Sustainable Urban Ecology
ASU’s Sustainable Urban Ecology framework establishes an initial biodiversity plan and management strategy to guide campus biodiversity, rewilding and sustainable urban development initiatives.
The plan focuses on the metro Phoenix campuses that are in the Sonoran Desert biome and could be utilized as a platform for measuring biodiversity and urban heat island in the Phoenix area. It provides a set of tools to adapt the current landscape to climate change, such as creating a desired plant palette, goals and targets to enhance key biodiversity areas and create a multi-functional learning landscape that will be an investment for the future by preserving natural systems at ASU.
To determine the impacts of rewilding ASU will observe areas of campus that have been rewilded in terms of water conservation, soil nutrition, air quality, types of native plant species and animal-insect-reptile impacts.
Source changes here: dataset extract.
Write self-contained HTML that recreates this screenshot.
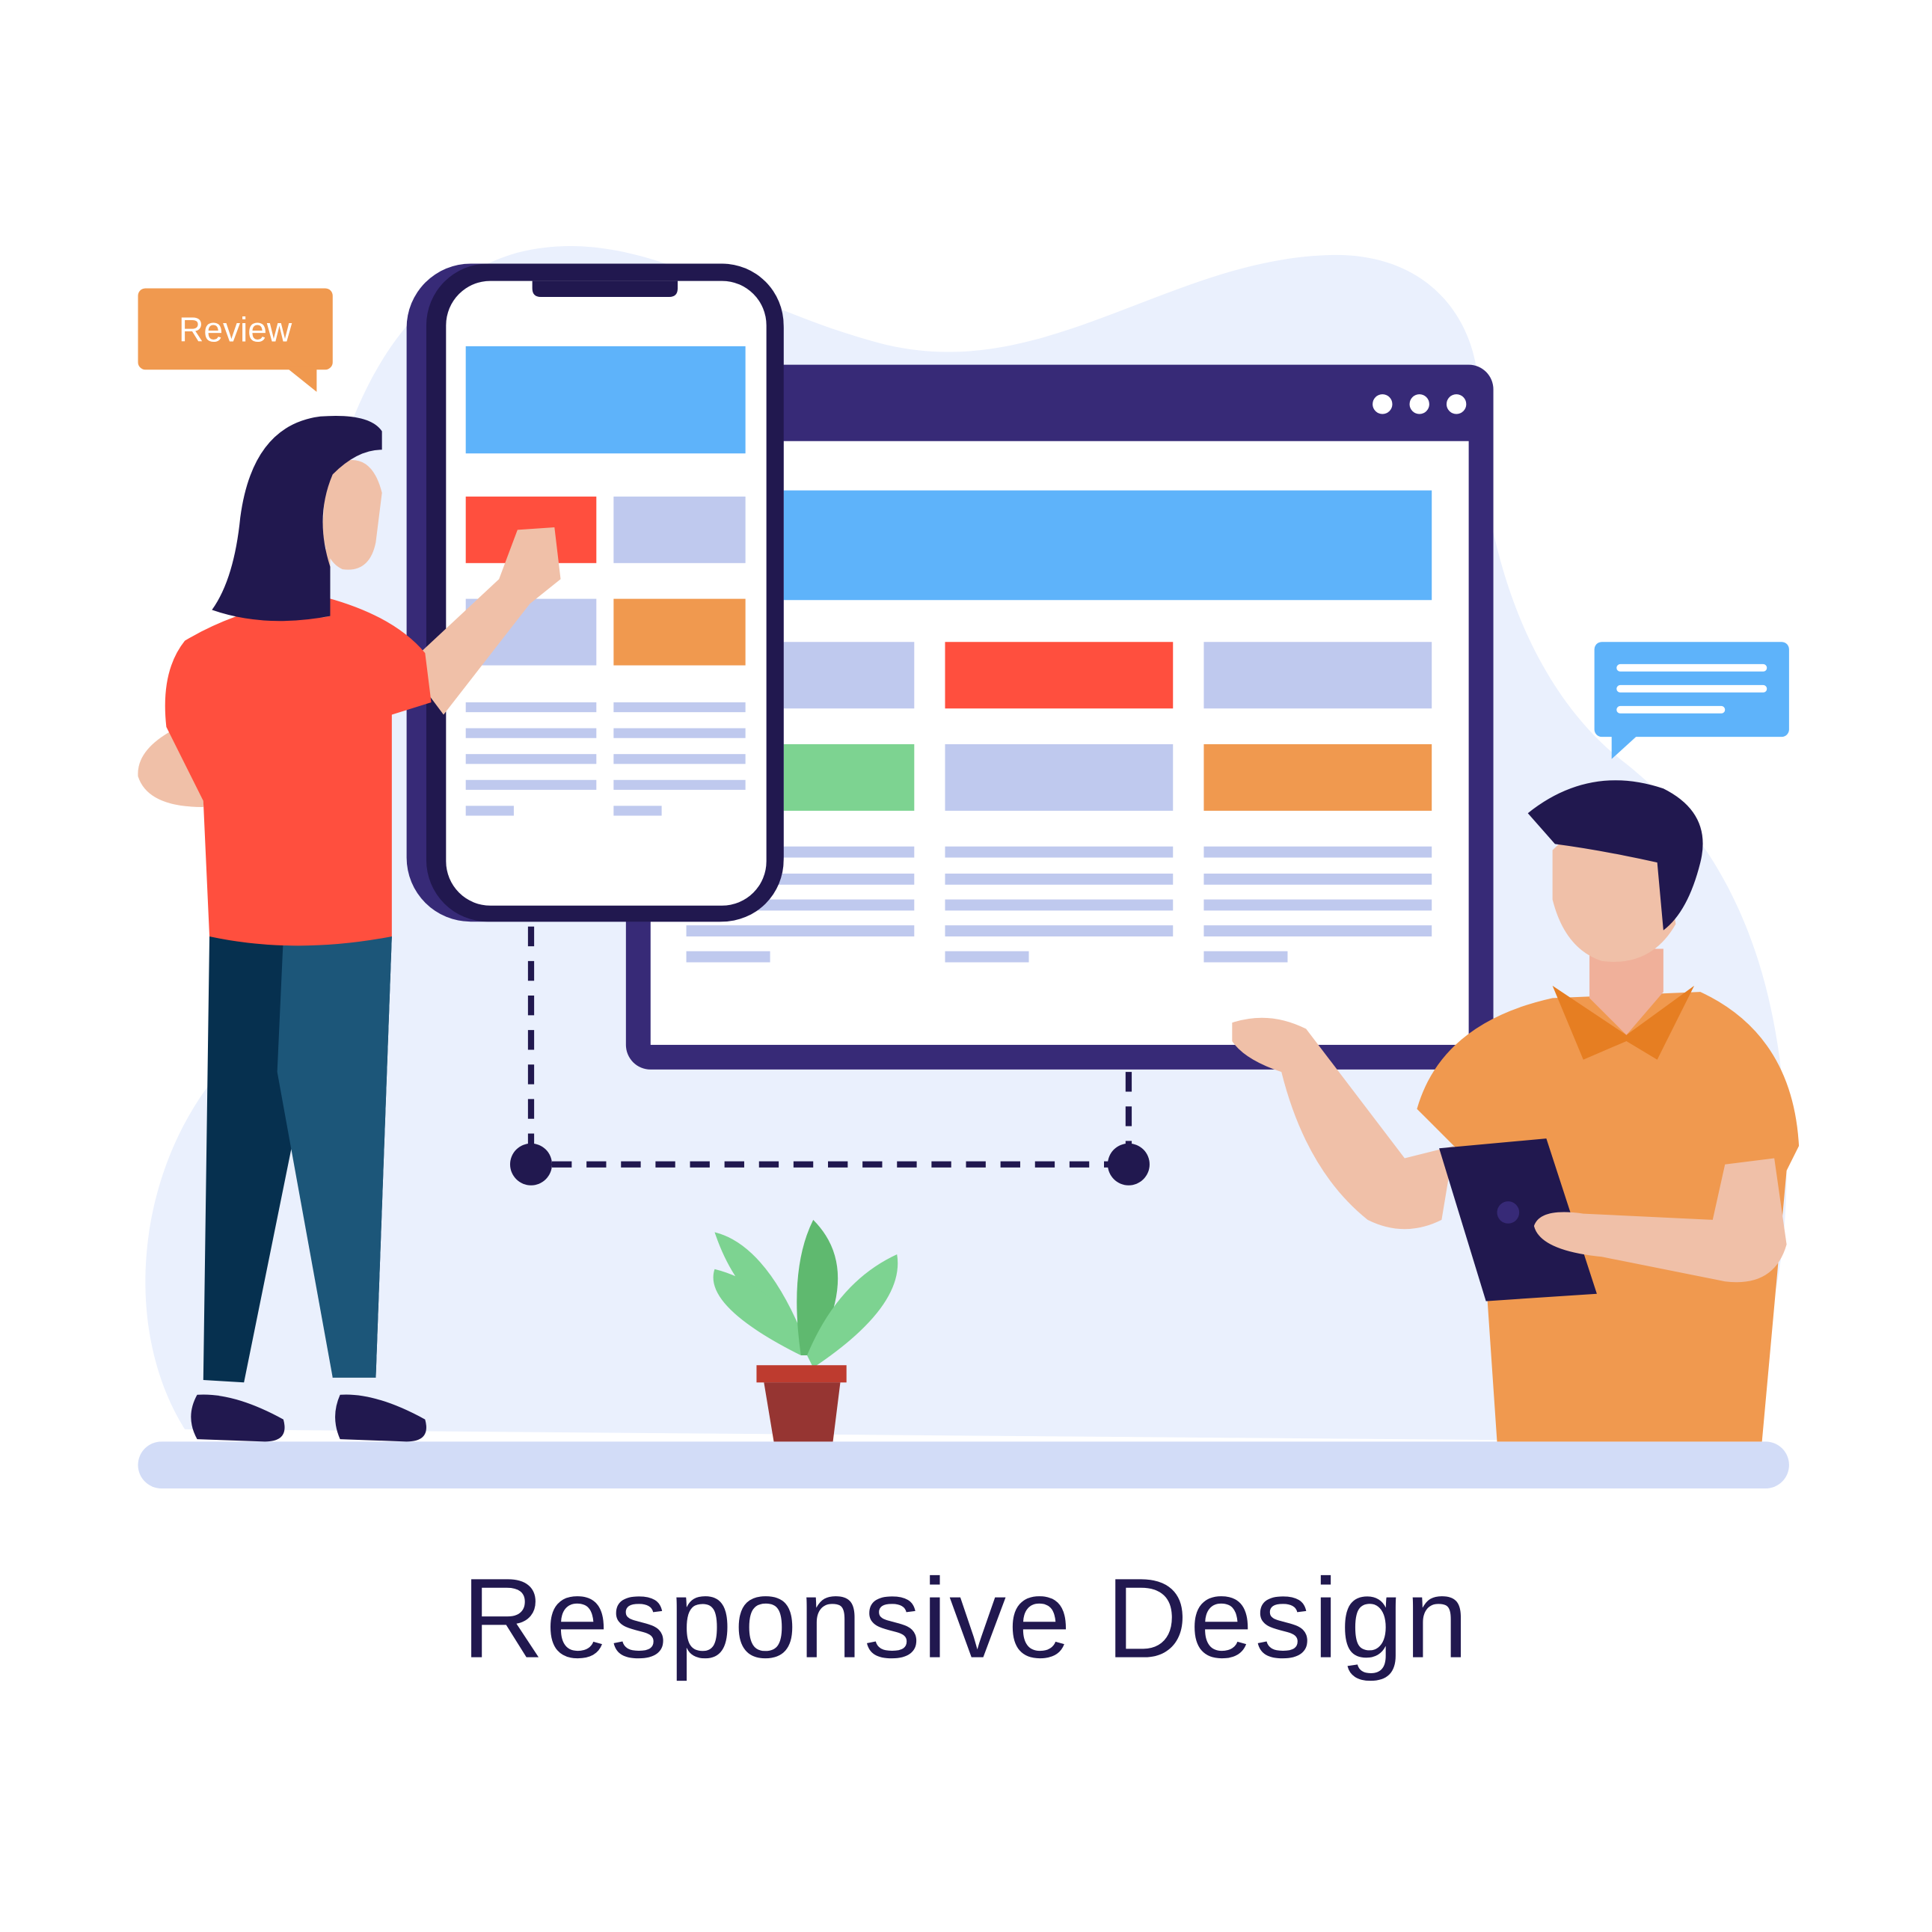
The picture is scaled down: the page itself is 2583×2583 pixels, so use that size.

ASU will collect these same data from areas of campus that have not been rewilded. The impacts on faculty, student and staff connectedness to nature will also be measured across campuses.
ASU will measure overall success at an institutional scale and balance the university against the broader community and the Phoenix area. ASU will implement plans and programs to protect or positively affect the species, habitats and/or ecosystems and develop a model for what climate resilient urban landscapes can provide for humans and nature.